My views probably began to change in 2016, when we lost Prince, David Bowie, and George Michael all way too soon. As far as I'm concerned, they still had much to give.

So basically, if somebody in the public eye has lived a long and fruitful life and they check out at the age of, say, 85 or 90, I don't tend to mourn them too deeply.
I raise a glass to them, thank them for their efforts, and wish comfort for those they leave behind.

I wanted to reply to comments made about my previous post, but time got away from me. So...

  1. Steve K17 February 2019 at 04:00       Wonder if J.D. was ever a hand model. You upuld have that in common Tee.

                                                     I suppose that's something, yes. 

  2. Joe V17 February 2019 at 06:47    Another great article. I like how you often start out so humble, but before you know it there's some great content to read, along with pictures. Well done, keep at it.

    I wonder if your hot summer in December is a harbinger of our coming summer in the southwest US ? Probably no connection, climate-wise. Last summer we didn't get too many days above 100f here in Albuquerque, but being a mile in elevation it does cool down at nights, making for some nice summer evenings on the patio. Stay well.
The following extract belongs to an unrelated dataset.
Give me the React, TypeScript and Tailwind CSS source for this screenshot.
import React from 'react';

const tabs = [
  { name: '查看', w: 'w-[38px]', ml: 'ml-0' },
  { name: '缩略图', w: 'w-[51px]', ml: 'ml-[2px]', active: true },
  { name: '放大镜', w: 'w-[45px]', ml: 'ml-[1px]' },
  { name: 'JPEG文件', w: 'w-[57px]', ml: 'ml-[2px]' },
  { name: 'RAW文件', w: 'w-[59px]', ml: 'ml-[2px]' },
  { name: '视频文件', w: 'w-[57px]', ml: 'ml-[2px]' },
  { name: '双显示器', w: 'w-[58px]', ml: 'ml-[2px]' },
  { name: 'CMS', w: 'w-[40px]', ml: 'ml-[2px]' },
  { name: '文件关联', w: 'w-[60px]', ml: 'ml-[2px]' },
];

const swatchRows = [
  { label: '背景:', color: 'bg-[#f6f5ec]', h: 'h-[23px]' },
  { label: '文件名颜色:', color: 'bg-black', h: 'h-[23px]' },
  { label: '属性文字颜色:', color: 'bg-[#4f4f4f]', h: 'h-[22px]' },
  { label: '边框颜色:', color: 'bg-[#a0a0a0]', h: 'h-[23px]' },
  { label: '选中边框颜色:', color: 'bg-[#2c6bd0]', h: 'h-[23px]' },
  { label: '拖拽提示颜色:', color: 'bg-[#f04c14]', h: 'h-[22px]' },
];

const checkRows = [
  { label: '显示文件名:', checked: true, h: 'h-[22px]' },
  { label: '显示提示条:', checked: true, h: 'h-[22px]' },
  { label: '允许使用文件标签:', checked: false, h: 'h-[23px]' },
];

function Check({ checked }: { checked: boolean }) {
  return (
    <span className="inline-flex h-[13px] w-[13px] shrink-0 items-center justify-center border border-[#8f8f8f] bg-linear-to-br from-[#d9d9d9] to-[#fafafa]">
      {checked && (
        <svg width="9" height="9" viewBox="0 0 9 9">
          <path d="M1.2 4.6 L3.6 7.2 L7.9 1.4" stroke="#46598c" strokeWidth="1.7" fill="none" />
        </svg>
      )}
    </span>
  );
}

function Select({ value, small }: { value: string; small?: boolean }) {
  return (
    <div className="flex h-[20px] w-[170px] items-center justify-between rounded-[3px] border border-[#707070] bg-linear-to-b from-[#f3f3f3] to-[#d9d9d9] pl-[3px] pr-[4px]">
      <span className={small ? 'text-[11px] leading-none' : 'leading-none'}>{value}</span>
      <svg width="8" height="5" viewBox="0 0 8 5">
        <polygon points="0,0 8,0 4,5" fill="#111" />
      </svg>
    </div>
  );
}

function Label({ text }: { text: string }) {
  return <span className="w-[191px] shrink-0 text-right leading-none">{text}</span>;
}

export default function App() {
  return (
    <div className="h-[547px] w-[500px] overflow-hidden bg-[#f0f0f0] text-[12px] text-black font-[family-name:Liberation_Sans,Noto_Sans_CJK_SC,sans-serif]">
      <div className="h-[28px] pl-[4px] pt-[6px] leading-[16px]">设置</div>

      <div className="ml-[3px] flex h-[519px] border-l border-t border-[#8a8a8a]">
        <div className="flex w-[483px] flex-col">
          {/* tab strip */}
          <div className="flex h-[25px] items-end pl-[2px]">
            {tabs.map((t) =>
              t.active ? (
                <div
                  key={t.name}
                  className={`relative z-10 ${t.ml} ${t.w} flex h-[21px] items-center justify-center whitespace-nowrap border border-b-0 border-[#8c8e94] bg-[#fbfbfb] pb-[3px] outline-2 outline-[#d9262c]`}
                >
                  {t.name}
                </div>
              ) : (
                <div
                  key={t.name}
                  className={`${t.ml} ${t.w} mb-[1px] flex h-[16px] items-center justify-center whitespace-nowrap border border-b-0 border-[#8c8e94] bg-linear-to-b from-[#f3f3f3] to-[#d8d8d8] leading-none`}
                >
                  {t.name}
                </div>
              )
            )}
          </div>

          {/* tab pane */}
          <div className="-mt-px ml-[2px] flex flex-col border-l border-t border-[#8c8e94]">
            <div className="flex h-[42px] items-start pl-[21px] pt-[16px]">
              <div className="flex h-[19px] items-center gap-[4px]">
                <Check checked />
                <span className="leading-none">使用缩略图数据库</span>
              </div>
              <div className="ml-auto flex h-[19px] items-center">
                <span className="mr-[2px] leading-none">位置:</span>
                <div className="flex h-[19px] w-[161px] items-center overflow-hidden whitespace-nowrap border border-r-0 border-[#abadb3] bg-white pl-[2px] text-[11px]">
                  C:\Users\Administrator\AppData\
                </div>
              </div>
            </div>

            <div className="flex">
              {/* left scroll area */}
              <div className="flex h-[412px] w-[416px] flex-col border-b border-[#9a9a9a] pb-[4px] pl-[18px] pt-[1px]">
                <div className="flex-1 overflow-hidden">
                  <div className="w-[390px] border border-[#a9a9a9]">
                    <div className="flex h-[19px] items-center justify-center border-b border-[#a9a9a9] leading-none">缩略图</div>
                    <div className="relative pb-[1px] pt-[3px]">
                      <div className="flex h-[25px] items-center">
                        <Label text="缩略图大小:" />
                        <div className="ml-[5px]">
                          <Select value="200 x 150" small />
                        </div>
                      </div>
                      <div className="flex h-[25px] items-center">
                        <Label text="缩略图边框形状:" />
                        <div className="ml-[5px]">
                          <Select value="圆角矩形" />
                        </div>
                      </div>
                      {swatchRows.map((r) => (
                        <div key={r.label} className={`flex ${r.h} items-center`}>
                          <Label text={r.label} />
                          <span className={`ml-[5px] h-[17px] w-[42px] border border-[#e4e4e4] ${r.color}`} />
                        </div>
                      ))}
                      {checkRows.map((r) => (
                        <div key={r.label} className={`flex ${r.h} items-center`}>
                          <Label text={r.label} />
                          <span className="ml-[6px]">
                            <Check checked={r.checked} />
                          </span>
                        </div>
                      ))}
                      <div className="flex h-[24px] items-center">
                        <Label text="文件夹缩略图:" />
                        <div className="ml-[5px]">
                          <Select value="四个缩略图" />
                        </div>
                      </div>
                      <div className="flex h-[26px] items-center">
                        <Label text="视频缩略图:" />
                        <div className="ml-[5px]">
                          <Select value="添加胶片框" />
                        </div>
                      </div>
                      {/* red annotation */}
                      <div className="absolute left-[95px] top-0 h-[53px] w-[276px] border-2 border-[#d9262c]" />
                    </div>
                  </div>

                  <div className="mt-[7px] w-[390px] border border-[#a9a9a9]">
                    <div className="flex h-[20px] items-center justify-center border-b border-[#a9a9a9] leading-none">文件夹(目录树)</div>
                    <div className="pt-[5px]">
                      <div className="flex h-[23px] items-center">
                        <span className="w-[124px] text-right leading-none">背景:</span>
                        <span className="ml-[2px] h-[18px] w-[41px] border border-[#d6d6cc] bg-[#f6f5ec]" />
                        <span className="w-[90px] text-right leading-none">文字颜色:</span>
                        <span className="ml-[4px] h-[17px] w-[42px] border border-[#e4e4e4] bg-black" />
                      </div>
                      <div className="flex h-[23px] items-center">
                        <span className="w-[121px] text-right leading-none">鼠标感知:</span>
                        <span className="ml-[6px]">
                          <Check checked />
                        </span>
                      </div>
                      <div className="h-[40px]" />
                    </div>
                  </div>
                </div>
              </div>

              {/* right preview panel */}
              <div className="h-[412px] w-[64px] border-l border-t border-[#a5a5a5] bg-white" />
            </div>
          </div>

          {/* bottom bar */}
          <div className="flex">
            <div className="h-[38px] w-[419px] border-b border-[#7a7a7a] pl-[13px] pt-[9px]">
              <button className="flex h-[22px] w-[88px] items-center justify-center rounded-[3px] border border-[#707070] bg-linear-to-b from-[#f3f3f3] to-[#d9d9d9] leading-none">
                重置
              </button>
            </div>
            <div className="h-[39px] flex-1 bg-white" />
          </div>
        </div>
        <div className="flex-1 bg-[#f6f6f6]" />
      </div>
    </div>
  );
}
                                                     Thanks, JVC. Whenever I begin these posts, I have to wonder if anything of any great import has occurred that week. Of course, I'm no longer posting on a weekly basis, which would mean that there's more to write about, but it seems life is less interesting than it used to be, perhaps? 
    This Summer here in Melbourne seems to have been a late one. We had some scorchers early on, that's for sure, but we've had a consistent run of hot days over the past month or so. Ahh well, it'll be over in about a month or so, so I may ass well enjoy it wherever I can.
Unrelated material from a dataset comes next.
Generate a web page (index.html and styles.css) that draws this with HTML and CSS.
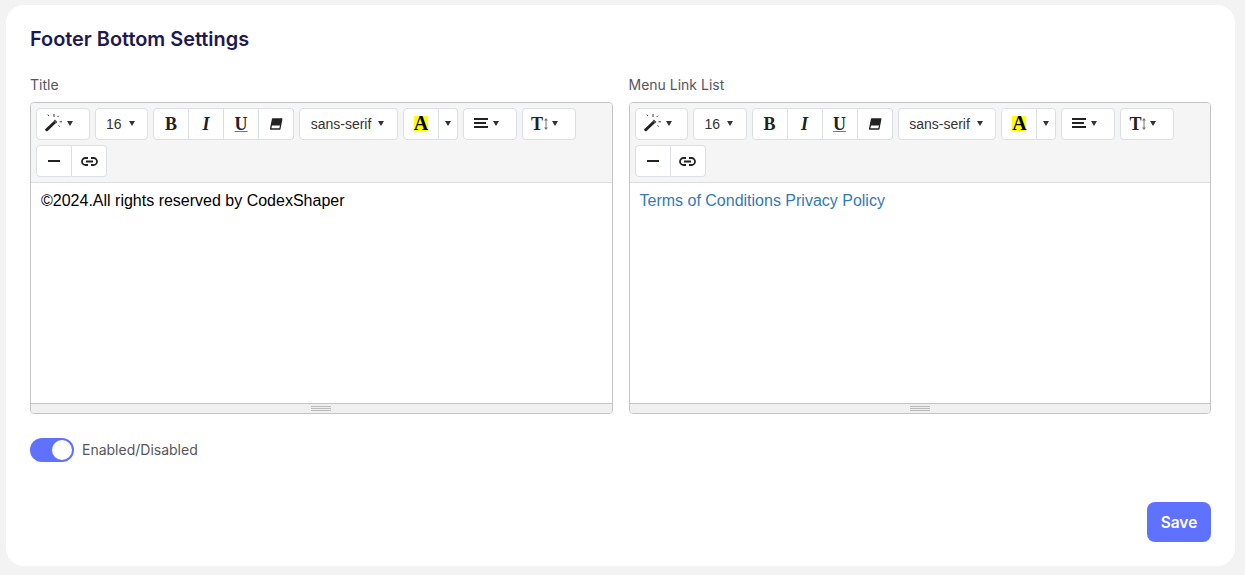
FILE: index.html
```html
<!DOCTYPE html>
<html lang="en">
<head>
<meta charset="utf-8">
<title>Footer Bottom Settings</title>
<link rel="stylesheet" href="styles.css">
</head>
<body>
<svg class="defs" width="0" height="0" aria-hidden="true">
  <symbol id="i-magic" viewBox="0 0 18 18">
    <path d="M.4 15 10 6l2 2.100-9.400 9a1 1 0 0 1-1.400 0l-.9-.8a1 1 0 0 1 .1-1.300Z" fill="#222"/>
    <path d="M8.600 7 10 5.600l2.400 2.400-1.400 1.400Z" fill="#555"/>
    <path d="M9 0v3M2.800.6l1 1.400M13.800 1.800l-1.200 1.200M14.600 7.800h2.400M14.600 12.600l-1-1.200" stroke="#333" stroke-width="1" fill="none"/>
  </symbol>
  <symbol id="i-eraser" viewBox="0 0 14 14">
    <path d="M3.600 2h9.200l-1.900 10H1.600Z" fill="#fff" stroke="#222" stroke-width="1.300" stroke-linejoin="round"/>
    <path d="M3.600 2h9.200l-1.200 6.400H2.500Z" fill="#222"/>
  </symbol>
  <symbol id="i-align" viewBox="0 0 14 10">
    <path d="M0 1h14M0 5h12M0 9h14" stroke="#222" stroke-width="2" fill="none"/>
  </symbol>
  <symbol id="i-minus" viewBox="0 0 12 4">
    <path d="M0 2h12" stroke="#222" stroke-width="2"/>
  </symbol>
  <symbol id="i-link" viewBox="0 0 17 9">
    <path d="M7 1H4.500a3.500 3.500 0 0 0 0 7H7M10 1h2.500a3.500 3.500 0 0 1 0 7H10M5 4.500h7" stroke="#222" stroke-width="1.800" fill="none"/>
  </symbol>
  <symbol id="i-height" viewBox="0 0 4 12">
    <path d="M2 2v8" stroke="#777" stroke-width="1"/>
    <path d="M2 0 4 2.500H0ZM2 12 0 9.500h4Z" fill="#777"/>
  </symbol>
</svg>

<main class="card">
  <h1 class="card-title">Footer Bottom Settings</h1>

  <div class="columns">
    <section class="field">
      <label class="field-label">Title</label>
      <div class="editor">
        <div class="toolbar">
          <div class="btn-group"><button class="btn btn-style"><svg class="ico ico-magic"><use href="#i-magic"/></svg><i class="caret caret-tight"></i></button></div>
          <div class="btn-group"><button class="btn btn-size">16<i class="caret"></i></button></div>
          <div class="btn-group">
            <button class="btn btn-icon"><span class="glyph glyph-b">B</span></button>
            <button class="btn btn-icon"><span class="glyph glyph-i">I</span></button>
            <button class="btn btn-icon"><span class="glyph glyph-u">U</span></button>
            <button class="btn btn-icon"><svg class="ico ico-eraser"><use href="#i-eraser"/></svg></button>
          </div>
          <div class="btn-group"><button class="btn btn-font">sans-serif<i class="caret"></i></button></div>
          <div class="btn-group">
            <button class="btn btn-icon"><span class="glyph glyph-a">A</span></button>
            <button class="btn btn-split"><i class="caret"></i></button>
          </div>
          <div class="btn-group"><button class="btn btn-para"><svg class="ico ico-align"><use href="#i-align"/></svg><i class="caret caret-para"></i></button></div>
          <div class="btn-group"><button class="btn btn-para btn-height"><span class="glyph glyph-t">T</span><svg class="ico ico-height"><use href="#i-height"/></svg><i class="caret caret-para"></i></button></div>
          <div class="btn-group">
            <button class="btn btn-icon"><svg class="ico ico-minus"><use href="#i-minus"/></svg></button>
            <button class="btn btn-icon"><svg class="ico ico-link"><use href="#i-link"/></svg></button>
          </div>
        </div>
        <div class="editable">©2024.All rights reserved by CodexShaper</div>
        <div class="statusbar"><span class="grip"></span></div>
      </div>
    </section>

    <section class="field">
      <label class="field-label">Menu Link List</label>
      <div class="editor">
        <div class="toolbar">
          <div class="btn-group"><button class="btn btn-style"><svg class="ico ico-magic"><use href="#i-magic"/></svg><i class="caret caret-tight"></i></button></div>
          <div class="btn-group"><button class="btn btn-size">16<i class="caret"></i></button></div>
          <div class="btn-group">
            <button class="btn btn-icon"><span class="glyph glyph-b">B</span></button>
            <button class="btn btn-icon"><span class="glyph glyph-i">I</span></button>
            <button class="btn btn-icon"><span class="glyph glyph-u">U</span></button>
            <button class="btn btn-icon"><svg class="ico ico-eraser"><use href="#i-eraser"/></svg></button>
          </div>
          <div class="btn-group"><button class="btn btn-font">sans-serif<i class="caret"></i></button></div>
          <div class="btn-group">
            <button class="btn btn-icon"><span class="glyph glyph-a">A</span></button>
            <button class="btn btn-split"><i class="caret"></i></button>
          </div>
          <div class="btn-group"><button class="btn btn-para"><svg class="ico ico-align"><use href="#i-align"/></svg><i class="caret caret-para"></i></button></div>
          <div class="btn-group"><button class="btn btn-para btn-height"><span class="glyph glyph-t">T</span><svg class="ico ico-height"><use href="#i-height"/></svg><i class="caret caret-para"></i></button></div>
          <div class="btn-group">
            <button class="btn btn-icon"><svg class="ico ico-minus"><use href="#i-minus"/></svg></button>
            <button class="btn btn-icon"><svg class="ico ico-link"><use href="#i-link"/></svg></button>
          </div>
        </div>
        <div class="editable"><a class="link" href="#">Terms of Conditions</a> <a class="link" href="#">Privacy Policy</a></div>
        <div class="statusbar"><span class="grip"></span></div>
      </div>
    </section>
  </div>

  <div class="toggle-row">
    <span class="toggle"><span class="toggle-knob"></span></span>
    <span class="toggle-label">Enabled/Disabled</span>
  </div>

  <div class="actions">
    <button class="save">Save</button>
  </div>
</main>
</body>
</html>
```

FILE: styles.css
```css
* { box-sizing: border-box; }

html, body { height: 100%; }

body {
  margin: 0;
  padding: 5px 10px 9px 6px;
  background: #f3f3f3;
  font-family: "Inter", "Liberation Sans", sans-serif;
  overflow: hidden;
}

.defs { position: absolute; }

.card {
  height: 561px;
  background: #fff;
  border-radius: 18px;
  padding: 21px 24px 24px;
  display: flex;
  flex-direction: column;
}

.card-title {
  margin: 0;
  font-size: 19.9px;
  line-height: 26px;
  font-weight: 600;
  color: #1e1a4f;
}

.columns {
  margin-top: 24px;
  display: grid;
  grid-template-columns: 1fr 1fr;
  column-gap: 16px;
}

.field-label {
  display: block;
  font-size: 14px;
  line-height: 18px;
  color: #55555f;
  margin-bottom: 8px;
}

.editor {
  height: 312px;
  border: 1px solid #c4c4c4;
  border-radius: 4px;
  display: flex;
  flex-direction: column;
  overflow: hidden;
}

.toolbar {
  height: 80px;
  flex: none;
  background: #f5f5f5;
  border-bottom: 1px solid #dcdcdc;
  padding: 0 0 5px 5px;
  display: flex;
  flex-wrap: wrap;
  align-content: flex-start;
}

.btn-group {
  display: flex;
  margin: 5px 5px 0 0;
  height: 32px;
}

.btn {
  height: 32px;
  padding: 0;
  margin: 0;
  background: #fff;
  border: 1px solid #dae0e5;
  border-left-width: 0;
  color: #333;
  font-family: "Liberation Sans", sans-serif;
  font-size: 14px;
  display: flex;
  align-items: center;
  justify-content: center;
}

.btn:first-child { border-left-width: 1px; border-radius: 4px 0 0 4px; }
.btn:last-child { border-radius: 0 4px 4px 0; }
.btn:only-child { border-radius: 4px; }

.btn-style { width: 53.6px; justify-content: flex-start; padding-left: 8px; }
.btn-size { width: 53.5px; padding-right: 2px; }
.btn-icon { width: 35px; }
.btn-icon:first-child { width: 36px; }
.btn-split { width: 19px; }
.btn-font { width: 98.8px; padding-right: 2px; }
.btn-para { width: 54px; justify-content: flex-start; padding-left: 10px; }
.btn-height { padding-left: 8px; }

.caret {
  width: 0;
  height: 0;
  margin-left: 7px;
  margin-bottom: 1px;
  border-left: 3.5px solid transparent;
  border-right: 3.5px solid transparent;
  border-top: 5px solid #333;
}
.btn-split .caret { margin-left: 0; }
.caret-tight { margin-left: 4px; }
.caret-para { margin-left: 5px; }
.ico-height + .caret-para { margin-left: 4px; }

.ico { display: block; flex: none; }
.ico-magic { width: 18px; height: 18px; margin-bottom: 2px; }
.ico-eraser { width: 14px; height: 14px; }
.ico-align { width: 14px; height: 10px; margin-bottom: 2px; }
.ico-minus { width: 12px; height: 4px; }
.ico-link { width: 17px; height: 9px; }
.ico-height { width: 4px; height: 12px; margin-left: 1px; }

.glyph {
  font-family: "Liberation Serif", serif;
  font-weight: 700;
  color: #222;
  line-height: 1;
}
.glyph-b { font-size: 18px; }
.glyph-i { font-size: 18px; font-style: italic; }
.glyph-u { font-size: 18px; text-decoration: underline; text-decoration-color: #777; }
.glyph-a {
  font-size: 20px;
  width: 14px;
  height: 15px;
  display: flex;
  justify-content: center;
  line-height: 15px;
  background: #ff0;
  color: #000;
  margin-bottom: 2px;
}
.glyph-t { font-size: 18px; }

.editable {
  flex: 1;
  background: #fff;
  padding: 10px;
  font-family: "Liberation Sans", sans-serif;
  font-size: 16px;
  line-height: 16px;
  color: #000;
}

.link { color: #337ab7; text-decoration: none; }

.statusbar {
  height: 10px;
  flex: none;
  background: #f0f0f0;
  border-top: 1px solid #c4c4c4;
  display: flex;
  justify-content: center;
  align-items: center;
}

.grip {
  width: 20px;
  height: 5px;
  border-top: 1px solid #bbb;
  border-bottom: 1px solid #bbb;
  background: linear-gradient(#bbb, #bbb) center / 100% 1px no-repeat;
}

.toggle-row {
  margin-top: 24px;
  display: flex;
  align-items: center;
  gap: 8px;
}

.toggle {
  width: 44px;
  height: 24px;
  border-radius: 12px;
  background: #5f72ff;
  display: flex;
  justify-content: flex-end;
  align-items: center;
  padding-right: 2px;
}

.toggle-knob {
  width: 20px;
  height: 20px;
  border-radius: 50%;
  background: #fff;
}

.toggle-label {
  font-size: 14px;
  line-height: 18px;
  color: #55555f;
}

.actions {
  margin-top: auto;
  display: flex;
  justify-content: flex-end;
}

.save {
  width: 64px;
  height: 40px;
  border: 0;
  border-radius: 8px;
  background: #5f72ff;
  color: #fff;
  font-family: "Inter", "Liberation Sans", sans-serif;
  font-size: 15.5px;
  font-weight: 600;
}
```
  3. Bill M17 February 2019 at 09:00       Dead birds as rewards (I guess). I had a Rottie that used to like to bring me her dead triumphs as a gift or reward.
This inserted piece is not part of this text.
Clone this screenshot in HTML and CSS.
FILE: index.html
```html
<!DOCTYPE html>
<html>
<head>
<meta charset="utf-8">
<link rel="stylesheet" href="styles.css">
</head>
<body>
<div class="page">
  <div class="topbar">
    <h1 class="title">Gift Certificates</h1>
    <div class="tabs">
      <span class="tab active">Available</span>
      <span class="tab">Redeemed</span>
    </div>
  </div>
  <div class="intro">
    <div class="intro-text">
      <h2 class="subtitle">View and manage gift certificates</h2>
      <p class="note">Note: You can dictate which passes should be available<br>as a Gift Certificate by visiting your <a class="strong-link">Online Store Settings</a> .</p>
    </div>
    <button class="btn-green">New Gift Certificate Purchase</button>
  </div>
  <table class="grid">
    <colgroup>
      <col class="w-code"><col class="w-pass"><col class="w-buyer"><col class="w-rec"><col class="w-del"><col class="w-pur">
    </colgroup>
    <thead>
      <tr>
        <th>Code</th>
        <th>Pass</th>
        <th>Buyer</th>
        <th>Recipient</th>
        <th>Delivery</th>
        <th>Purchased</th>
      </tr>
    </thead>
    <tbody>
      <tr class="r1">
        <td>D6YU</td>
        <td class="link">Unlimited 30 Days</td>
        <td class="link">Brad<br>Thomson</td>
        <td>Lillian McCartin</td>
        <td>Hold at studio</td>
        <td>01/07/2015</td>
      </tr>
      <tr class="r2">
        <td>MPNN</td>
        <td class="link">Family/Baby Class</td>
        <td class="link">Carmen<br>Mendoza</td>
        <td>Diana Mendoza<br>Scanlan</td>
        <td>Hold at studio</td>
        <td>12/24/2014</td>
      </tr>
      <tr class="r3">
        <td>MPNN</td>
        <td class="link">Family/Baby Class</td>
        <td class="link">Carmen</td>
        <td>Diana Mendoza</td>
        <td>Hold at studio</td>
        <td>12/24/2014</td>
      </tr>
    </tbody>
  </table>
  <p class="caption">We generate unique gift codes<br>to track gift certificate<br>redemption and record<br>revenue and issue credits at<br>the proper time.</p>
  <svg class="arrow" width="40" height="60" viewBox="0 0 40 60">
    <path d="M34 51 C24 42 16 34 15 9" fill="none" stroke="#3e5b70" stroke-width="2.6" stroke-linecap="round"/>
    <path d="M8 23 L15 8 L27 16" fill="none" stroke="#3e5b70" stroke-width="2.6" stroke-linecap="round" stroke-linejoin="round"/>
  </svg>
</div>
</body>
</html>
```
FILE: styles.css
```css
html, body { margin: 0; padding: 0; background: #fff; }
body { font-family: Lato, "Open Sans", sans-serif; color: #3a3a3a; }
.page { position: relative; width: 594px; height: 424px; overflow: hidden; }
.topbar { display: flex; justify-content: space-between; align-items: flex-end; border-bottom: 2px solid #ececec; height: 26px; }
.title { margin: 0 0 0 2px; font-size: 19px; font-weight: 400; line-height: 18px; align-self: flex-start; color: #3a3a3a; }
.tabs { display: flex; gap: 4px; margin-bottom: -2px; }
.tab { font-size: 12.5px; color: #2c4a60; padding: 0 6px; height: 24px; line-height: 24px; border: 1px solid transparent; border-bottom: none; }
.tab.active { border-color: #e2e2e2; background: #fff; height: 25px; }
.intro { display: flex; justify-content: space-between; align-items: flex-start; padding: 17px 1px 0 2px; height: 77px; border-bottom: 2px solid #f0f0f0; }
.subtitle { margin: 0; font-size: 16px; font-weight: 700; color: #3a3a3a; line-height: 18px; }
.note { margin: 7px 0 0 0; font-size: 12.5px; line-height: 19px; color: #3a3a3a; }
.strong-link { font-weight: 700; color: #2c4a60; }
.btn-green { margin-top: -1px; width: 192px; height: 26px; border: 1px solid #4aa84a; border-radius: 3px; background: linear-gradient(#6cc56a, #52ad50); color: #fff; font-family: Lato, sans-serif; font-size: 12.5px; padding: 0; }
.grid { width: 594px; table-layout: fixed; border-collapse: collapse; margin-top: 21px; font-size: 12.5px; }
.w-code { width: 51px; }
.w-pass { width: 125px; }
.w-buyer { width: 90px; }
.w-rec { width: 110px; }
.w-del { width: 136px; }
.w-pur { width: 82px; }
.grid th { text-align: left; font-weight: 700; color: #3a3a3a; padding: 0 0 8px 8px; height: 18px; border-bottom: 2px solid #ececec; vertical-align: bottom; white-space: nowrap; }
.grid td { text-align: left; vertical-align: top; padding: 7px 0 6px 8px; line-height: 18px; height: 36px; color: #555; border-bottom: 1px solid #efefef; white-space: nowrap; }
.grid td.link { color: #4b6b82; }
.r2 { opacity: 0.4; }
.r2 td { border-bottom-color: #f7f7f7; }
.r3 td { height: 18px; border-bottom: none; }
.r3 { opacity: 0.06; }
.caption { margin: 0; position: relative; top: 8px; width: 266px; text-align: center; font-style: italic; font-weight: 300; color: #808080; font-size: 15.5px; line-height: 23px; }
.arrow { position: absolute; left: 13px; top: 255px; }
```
    If you want some cold. we've been braving -15F and similar for the past week or two. If the pattern from Oz and here reverses for our summer we will be in for some unusually hot weather.

    It's nice you got your glasses exchanged. I had a dreadful pair of multi-focal lenses one time. Most of the time though I do like them more than regular bifocals.

    Hope you have a great week and enjoy driving the newly repaired car.

                                                        Yeah, Bill, I once read that cats bringing in dead animals is their idea of a gift. I also read that it's their way of showing us how to hunt. 'Cos they think we're dummies.

    Not sure I could handle -15F. Lowest it ever gets here in Winter is maybe 2 degrees Celsius, and that's in the early hours of the morning.

    I never got used to the multi-focal lenses. On a small rectangular lens, it felt like there was too much going on, with different focal points. And yes, I'm glad I was able to get them changed over without any fuss. 

    And yep, it was good to get the car back. 

    Thank-you all for your comments!

    I'm still wearing the Omega Planet Ocean. Given the weather we've had, it seemed easier to just leave this watch on, since it can handle perspiration, water, kitchen-sink and gardening duties (not that I've gone anywhere near the garden this weekend).

    Le Carre once stated in an interview that the inner workings of MI5 were very similar to the way in which the hierarchy of a large business corporation operates. The same back-stabbing and skullduggery occurs, as department heads attempt to work their way up in the intelligence organisation, with little regard for colleagues.
    This may be why I found his books a little too heavy-going when I was a teenager reading Fleming's Bond books.

    Anyway, it's now 12:22pm on Sunday afternoon. Time to get a move-on with the rest of the day. My wife and I just need to plow on through the next few weeks and then we'll be off overseas for a week.
    More about that as it draws closer.

    Thanks for reading and have a great week ahead, folks!